» **WHAT THE EXERCISE ASKS**:
Scan the data. Collect each line that contains the word "components".

» **DATA EXTRACT**:
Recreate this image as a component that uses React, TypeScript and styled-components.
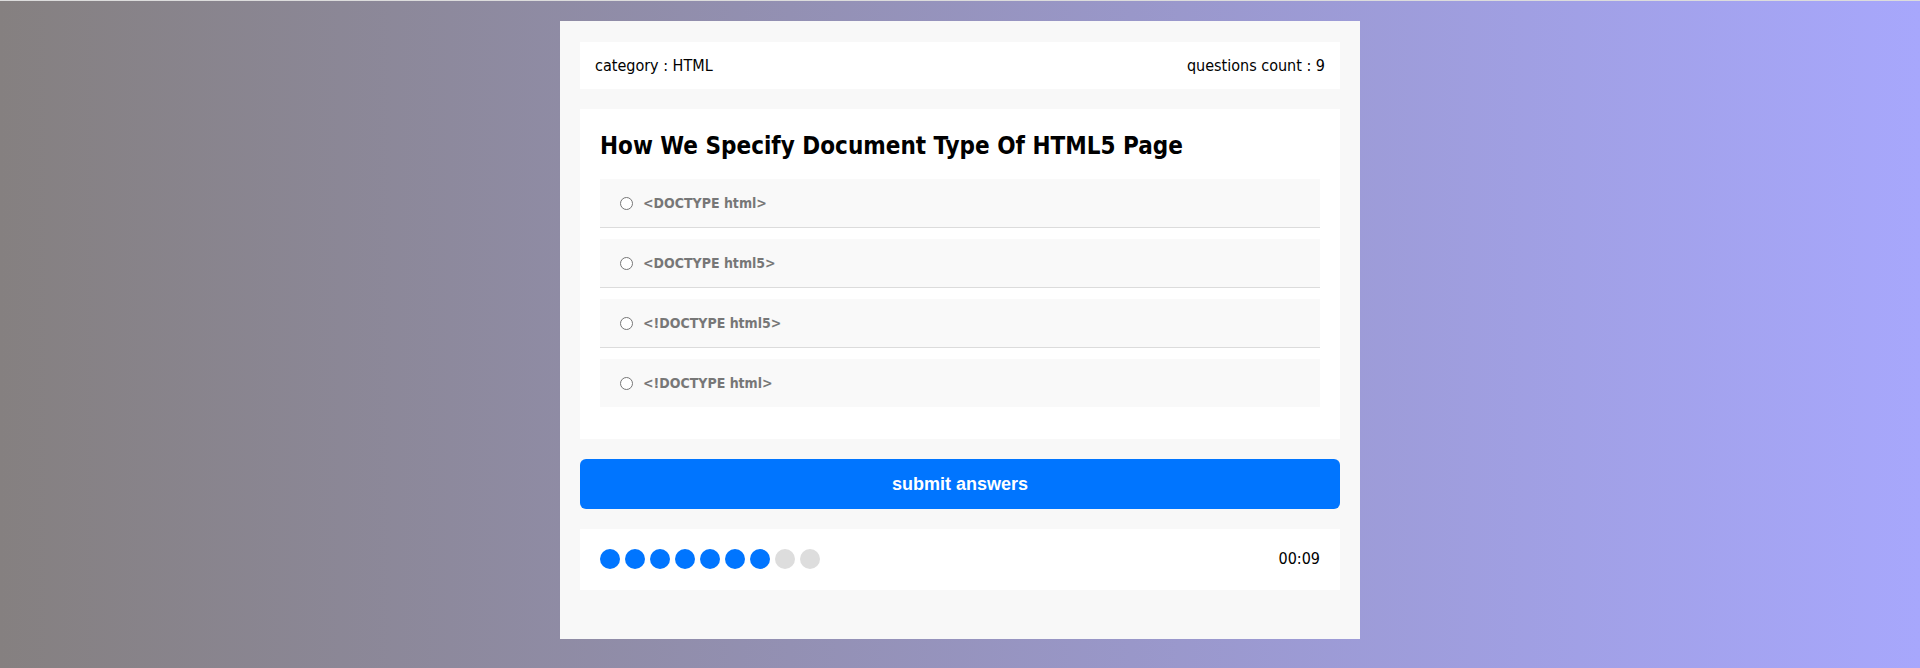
import React from "react";
import styled, { createGlobalStyle } from "styled-components";

const Global = createGlobalStyle`
  html, body { margin: 0; padding: 0; }
  body {
    min-height: 668px;
    background: linear-gradient(to right, #858080, #a7a7fc);
    border-top: 1px solid #dcdcdc;
    font-family: Tahoma, "DejaVu Sans Condensed", "DejaVu Sans", sans-serif;
    font-stretch: condensed;
  }
  * { box-sizing: border-box; }
`;

const Page = styled.div`
  padding-top: 20px;
  display: flex;
  justify-content: center;
`;

const Card = styled.div`
  width: 800px;
  background: #f8f8f8;
  padding: 21px 20px 49px;
  display: flex;
  flex-direction: column;
  gap: 20px;
`;

const InfoBar = styled.div`
  background: #fff;
  padding: 15px;
  display: flex;
  justify-content: space-between;
  font-size: 16px;
  line-height: 17px;
  color: #000;
`;

const QuestionBox = styled.div`
  background: #fff;
  padding: 20px 20px 21px;
`;

const Title = styled.h2`
  margin: 3px 0 18px;
  font-size: 24px;
  line-height: 29px;
  font-weight: bold;
  color: #000;
`;

const Option = styled.label<{ $last?: boolean }>`
  display: flex;
  align-items: center;
  background: #f9f9f9;
  padding: 15px 20px;
  margin-bottom: 11px;
  border-bottom: ${(p) => (p.$last ? "none" : "1px solid #dcdcdc")};
  font-size: 14px;
  line-height: 18px;
  font-weight: bold;
  color: #777;
`;

const Radio = styled.span`
  width: 13px;
  height: 13px;
  border-radius: 50%;
  border: 1px solid #767676;
  background: #fff;
  margin-right: 10px;
  flex-shrink: 0;
`;

const SubmitButton = styled.button`
  height: 50px;
  border: none;
  border-radius: 6px;
  background: #0075ff;
  color: #fff;
  font-family: "Liberation Sans", Arial, sans-serif;
  font-stretch: normal;
  font-size: 18px;
  font-weight: bold;
  cursor: pointer;
`;

const Footer = styled.div`
  background: #fff;
  padding: 20px 20px 21px;
  display: flex;
  justify-content: space-between;
  align-items: center;
`;

const Bullets = styled.div`
  display: flex;
  gap: 5px;
`;

const Bullet = styled.span<{ $on: boolean }>`
  width: 20px;
  height: 20px;
  border-radius: 50%;
  background: ${(p) => (p.$on ? "#0075ff" : "#ddd")};
`;

const Timer = styled.span`
  font-size: 16px;
  line-height: 20px;
  color: #000;
`;

const options = [
  "<DOCTYPE html>",
  "<DOCTYPE html5>",
  "<!DOCTYPE html5>",
  "<!DOCTYPE html>",
];

export default function App() {
  return (
    <>
      <Global />
      <Page>
        <Card>
          <InfoBar>
            <span>category : HTML</span>
            <span>questions count : 9</span>
          </InfoBar>
          <QuestionBox>
            <Title>How We Specify Document Type Of HTML5 Page</Title>
            {options.map((o, i) => (
              <Option key={o} $last={i === options.length - 1}>
                <Radio />
                {o}
              </Option>
            ))}
          </QuestionBox>
          <SubmitButton>submit answers</SubmitButton>
          <Footer>
            <Bullets>
              {Array.from({ length: 9 }).map((_, i) => (
                <Bullet key={i} $on={i < 7} />
              ))}
            </Bullets>
            <Timer>00:09</Timer>
          </Footer>
        </Card>
      </Page>
    </>
  );
}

» **EXPECTED ANSWER**:
Recreate this image as a component that uses React, TypeScript and styled-components.
import styled, { createGlobalStyle } from "styled-components";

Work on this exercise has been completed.